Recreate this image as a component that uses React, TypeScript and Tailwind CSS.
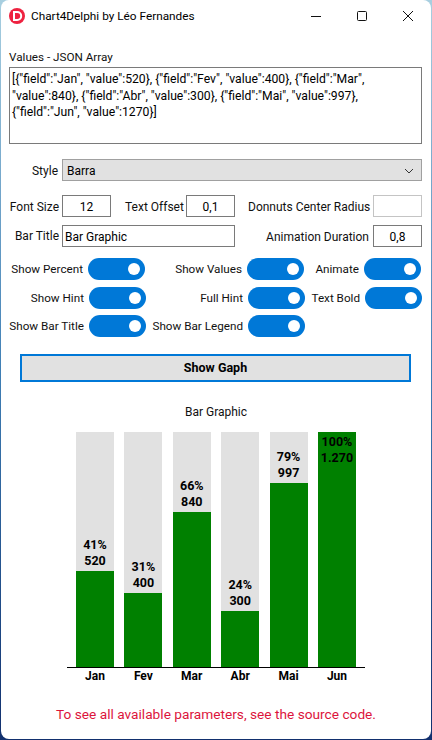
const font = "font-['Roboto','Noto_Sans',sans-serif]"

function Toggle() {
  return (
    <div className="flex h-[22px] w-[57px] shrink-0 items-center justify-end rounded-[11px] bg-[#0078d7] pr-[5px]">
      <div className="h-3 w-3 rounded-full bg-white" />
    </div>
  )
}

function Opt({ label, w }: { label: string; w: string }) {
  return (
    <div className={`flex items-center justify-end gap-[5px] ${w}`}>
      <span className="whitespace-nowrap text-[11.7px]">{label}</span>
      <Toggle />
    </div>
  )
}

const bars = [
  { name: "Jan", pct: "41%", val: "520", h: 96 },
  { name: "Fev", pct: "31%", val: "400", h: 74 },
  { name: "Mar", pct: "66%", val: "840", h: 155 },
  { name: "Abr", pct: "24%", val: "300", h: 56 },
  { name: "Mai", pct: "79%", val: "997", h: 184 },
  { name: "Jun", pct: "100%", val: "1.270", h: 235 },
]

export default function App() {
  return (
    <div className={`${font} h-[740px] w-[432px] overflow-hidden bg-linear-to-b from-[#a8cfe0] via-[#3f7fb5] to-[#12306e] text-[12px] leading-4 text-[#111]`}>
      <div className="ml-[1px] h-[739px] w-[430px] rounded-[8px] bg-white">
        <div className="flex h-[31px] items-center pl-[8px]">
          <svg width="16" height="16" viewBox="0 0 16 16">
            <circle cx="8" cy="8" r="8" fill="#ee2240" />
            <path d="M5 4h3.2a4 4 0 0 1 0 8H5z" fill="none" stroke="#fff" strokeWidth="2" />
          </svg>
          <span className="ml-[6px] text-[11.8px] text-black">Chart4Delphi by Léo Fernandes</span>
          <div className="ml-auto flex items-center">
            <svg width="46" height="30" viewBox="0 0 46 30"><path d="M18 15.5h10" stroke="#111" /></svg>
            <svg width="46" height="30" viewBox="0 0 46 30"><rect x="18.5" y="10.5" width="9" height="9" rx="1" fill="none" stroke="#111" /></svg>
            <svg width="46" height="30" viewBox="0 0 46 30"><path d="M18 10l10 10M28 10l-10 10" stroke="#111" /></svg>
          </div>
        </div>

        <div className="pl-[7px] pr-[9px]">
          <div className="mt-[18px] pl-[1px] text-[11.7px]">Values - JSON Array</div>
          <div className="ml-[1px] mt-[2px] h-[77px] border border-[#7a7a7a] px-[2px] pt-[3px] text-[12.2px] leading-[16.5px] text-black">
            {'[{"field":"Jan", "value":520}, {"field":"Fev", "value":400}, {"field":"Mar", "value":840}, {"field":"Abr", "value":300}, {"field":"Mai", "value":997}, {"field":"Jun", "value":1270}]'}
          </div>

          <div className="mt-[15px] flex items-center">
            <span className="w-[51px] shrink-0 pr-[1px] pt-[1px] text-right">Style</span>
            <div className="ml-[3px] flex h-[22px] flex-1 items-center justify-between border border-[#a0a0a0] bg-[#e1e1e1] pl-[4px] pr-[6px] pt-[2px] text-black">
              Barra
              <svg width="12" height="12" viewBox="0 0 12 12"><path d="M2 4l4 4 4-4" fill="none" stroke="#333" /></svg>
            </div>
          </div>

          <div className="mt-[14px] flex items-center">
            <span className="w-[51px] shrink-0 whitespace-nowrap pt-[1px] text-right">Font Size</span>
            <div className="ml-[3px] flex h-[22px] w-[49px] shrink-0 items-center justify-center border border-[#7a7a7a] pt-[1px] text-black">12</div>
            <span className="ml-[14px] w-[57px] shrink-0 whitespace-nowrap pt-[1px]">Text Offset</span>
            <div className="ml-[4px] flex h-[22px] w-[49px] shrink-0 items-center justify-center border border-[#7a7a7a] pt-[1px] text-black">0,1</div>
            <span className="ml-[13px] w-[122px] shrink-0 whitespace-nowrap pt-[1px] text-right">Donnuts Center Radius</span>
            <div className="ml-[3px] h-[22px] w-[49px] shrink-0 border border-[#c4c4c4]" />
          </div>

          <div className="mt-[8px] flex items-center">
            <span className="w-[51px] shrink-0 text-right">Bar Title</span>
            <div className="ml-[3px] flex h-[22px] w-[173px] shrink-0 items-center border border-[#7a7a7a] pl-[2px] pt-[2px] text-black">Bar Graphic</div>
            <span className="ml-[22px] w-[112px] shrink-0 whitespace-nowrap pt-[1px] text-right">Animation Duration</span>
            <div className="ml-[4px] flex h-[22px] w-[49px] shrink-0 items-center justify-center border border-[#7a7a7a] pt-[1px] text-black">0,8</div>
          </div>
        </div>

        <div className="mt-[11px] flex h-[22px]">
          <Opt label="Show Percent" w="w-[144px]" />
          <Opt label="Show Values" w="w-[159px]" />
          <Opt label="Animate" w="w-[117px]" />
        </div>
        <div className="mt-[7px] flex h-[22px] pl-[1px]">
          <Opt label="Show Hint" w="w-[144px]" />
          <Opt label="Full Hint" w="w-[159px]" />
          <Opt label="Text Bold" w="w-[117px]" />
        </div>
        <div className="mt-[6px] flex h-[22px] pl-[1px]">
          <Opt label="Show Bar Title" w="w-[144px]" />
          <Opt label="Show Bar Legend" w="w-[159px]" />
        </div>

        <div className="ml-[19px] mt-[17px] flex h-[28px] w-[391px] items-center justify-center border-2 border-[#0078d7] bg-[#e1e1e1] text-[12.5px] font-bold text-black">
          Show Gaph
        </div>

        <div className="mt-[22px] text-center">Bar Graphic</div>

        <div className="ml-[66px] mt-[12px] flex h-[236px] w-[298px] gap-[10.4px] border-b border-black px-[9px]">
          {bars.map(b => (
            <div key={b.name} className="flex h-[235px] w-[38px] flex-col justify-end bg-[#e1e1e1] text-center text-[12.5px] font-bold text-black">
              {b.h === 235 ? (
                <div className="h-[235px] bg-[#008000] pt-[2px]">{b.pct}<br />{b.val}</div>
              ) : (
                <>
                  <div className="pb-[2px]">{b.pct}<br />{b.val}</div>
                  <div className="bg-[#008000]" style={{ height: b.h }} />
                </>
              )}
            </div>
          ))}
        </div>
        <div className="ml-[66px] flex w-[298px] gap-[10.4px] px-[9px] font-bold text-black">
          {bars.map(b => (
            <div key={b.name} className="w-[38px] text-center">{b.name}</div>
          ))}
        </div>

        <div className="mt-[22px] text-center text-[13.7px] text-[#dc143c]">
          To see all available parameters, see the source code.
        </div>
      </div>
    </div>
  )
}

▸ **WHAT IS REQUIRED**: Leave out the pictures and print every line of the data exactly.

▸ **SOLUTION TO THE EXERCISE**:
Recreate this image as a component that uses React, TypeScript and Tailwind CSS.
const font = "font-['Roboto','Noto_Sans',sans-serif]"

function Toggle() {
  return (
    <div className="flex h-[22px] w-[57px] shrink-0 items-center justify-end rounded-[11px] bg-[#0078d7] pr-[5px]">
      <div className="h-3 w-3 rounded-full bg-white" />
    </div>
  )
}

function Opt({ label, w }: { label: string; w: string }) {
  return (
    <div className={`flex items-center justify-end gap-[5px] ${w}`}>
      <span className="whitespace-nowrap text-[11.7px]">{label}</span>
      <Toggle />
    </div>
  )
}

const bars = [
  { name: "Jan", pct: "41%", val: "520", h: 96 },
  { name: "Fev", pct: "31%", val: "400", h: 74 },
  { name: "Mar", pct: "66%", val: "840", h: 155 },
  { name: "Abr", pct: "24%", val: "300", h: 56 },
  { name: "Mai", pct: "79%", val: "997", h: 184 },
  { name: "Jun", pct: "100%", val: "1.270", h: 235 },
]

export default function App() {
  return (
    <div className={`${font} h-[740px] w-[432px] overflow-hidden bg-linear-to-b from-[#a8cfe0] via-[#3f7fb5] to-[#12306e] text-[12px] leading-4 text-[#111]`}>
      <div className="ml-[1px] h-[739px] w-[430px] rounded-[8px] bg-white">
        <div className="flex h-[31px] items-center pl-[8px]">
          <svg width="16" height="16" viewBox="0 0 16 16">
            <circle cx="8" cy="8" r="8" fill="#ee2240" />
            <path d="M5 4h3.2a4 4 0 0 1 0 8H5z" fill="none" stroke="#fff" strokeWidth="2" />
          </svg>
          <span className="ml-[6px] text-[11.8px] text-black">Chart4Delphi by Léo Fernandes</span>
          <div className="ml-auto flex items-center">
            <svg width="46" height="30" viewBox="0 0 46 30"><path d="M18 15.5h10" stroke="#111" /></svg>
            <svg width="46" height="30" viewBox="0 0 46 30"><rect x="18.5" y="10.5" width="9" height="9" rx="1" fill="none" stroke="#111" /></svg>
            <svg width="46" height="30" viewBox="0 0 46 30"><path d="M18 10l10 10M28 10l-10 10" stroke="#111" /></svg>
          </div>
        </div>

        <div className="pl-[7px] pr-[9px]">
          <div className="mt-[18px] pl-[1px] text-[11.7px]">Values - JSON Array</div>
          <div className="ml-[1px] mt-[2px] h-[77px] border border-[#7a7a7a] px-[2px] pt-[3px] text-[12.2px] leading-[16.5px] text-black">
            {'[{"field":"Jan", "value":520}, {"field":"Fev", "value":400}, {"field":"Mar", "value":840}, {"field":"Abr", "value":300}, {"field":"Mai", "value":997}, {"field":"Jun", "value":1270}]'}
          </div>

          <div className="mt-[15px] flex items-center">
            <span className="w-[51px] shrink-0 pr-[1px] pt-[1px] text-right">Style</span>
            <div className="ml-[3px] flex h-[22px] flex-1 items-center justify-between border border-[#a0a0a0] bg-[#e1e1e1] pl-[4px] pr-[6px] pt-[2px] text-black">
              Barra
              <svg width="12" height="12" viewBox="0 0 12 12"><path d="M2 4l4 4 4-4" fill="none" stroke="#333" /></svg>
            </div>
          </div>

          <div className="mt-[14px] flex items-center">
            <span className="w-[51px] shrink-0 whitespace-nowrap pt-[1px] text-right">Font Size</span>
            <div className="ml-[3px] flex h-[22px] w-[49px] shrink-0 items-center justify-center border border-[#7a7a7a] pt-[1px] text-black">12</div>
            <span className="ml-[14px] w-[57px] shrink-0 whitespace-nowrap pt-[1px]">Text Offset</span>
            <div className="ml-[4px] flex h-[22px] w-[49px] shrink-0 items-center justify-center border border-[#7a7a7a] pt-[1px] text-black">0,1</div>
            <span className="ml-[13px] w-[122px] shrink-0 whitespace-nowrap pt-[1px] text-right">Donnuts Center Radius</span>
            <div className="ml-[3px] h-[22px] w-[49px] shrink-0 border border-[#c4c4c4]" />
          </div>

          <div className="mt-[8px] flex items-center">
            <span className="w-[51px] shrink-0 text-right">Bar Title</span>
            <div className="ml-[3px] flex h-[22px] w-[173px] shrink-0 items-center border border-[#7a7a7a] pl-[2px] pt-[2px] text-black">Bar Graphic</div>
            <span className="ml-[22px] w-[112px] shrink-0 whitespace-nowrap pt-[1px] text-right">Animation Duration</span>
            <div className="ml-[4px] flex h-[22px] w-[49px] shrink-0 items-center justify-center border border-[#7a7a7a] pt-[1px] text-black">0,8</div>
          </div>
        </div>

        <div className="mt-[11px] flex h-[22px]">
          <Opt label="Show Percent" w="w-[144px]" />
          <Opt label="Show Values" w="w-[159px]" />
          <Opt label="Animate" w="w-[117px]" />
        </div>
        <div className="mt-[7px] flex h-[22px] pl-[1px]">
          <Opt label="Show Hint" w="w-[144px]" />
          <Opt label="Full Hint" w="w-[159px]" />
          <Opt label="Text Bold" w="w-[117px]" />
        </div>
        <div className="mt-[6px] flex h-[22px] pl-[1px]">
          <Opt label="Show Bar Title" w="w-[144px]" />
          <Opt label="Show Bar Legend" w="w-[159px]" />
        </div>

        <div className="ml-[19px] mt-[17px] flex h-[28px] w-[391px] items-center justify-center border-2 border-[#0078d7] bg-[#e1e1e1] text-[12.5px] font-bold text-black">
          Show Gaph
        </div>

        <div className="mt-[22px] text-center">Bar Graphic</div>

        <div className="ml-[66px] mt-[12px] flex h-[236px] w-[298px] gap-[10.4px] border-b border-black px-[9px]">
          {bars.map(b => (
            <div key={b.name} className="flex h-[235px] w-[38px] flex-col justify-end bg-[#e1e1e1] text-center text-[12.5px] font-bold text-black">
              {b.h === 235 ? (
                <div className="h-[235px] bg-[#008000] pt-[2px]">{b.pct}<br />{b.val}</div>
              ) : (
                <>
                  <div className="pb-[2px]">{b.pct}<br />{b.val}</div>
                  <div className="bg-[#008000]" style={{ height: b.h }} />
                </>
              )}
            </div>
          ))}
        </div>
        <div className="ml-[66px] flex w-[298px] gap-[10.4px] px-[9px] font-bold text-black">
          {bars.map(b => (
            <div key={b.name} className="w-[38px] text-center">{b.name}</div>
          ))}
        </div>

        <div className="mt-[22px] text-center text-[13.7px] text-[#dc143c]">
          To see all available parameters, see the source code.
        </div>
      </div>
    </div>
  )
}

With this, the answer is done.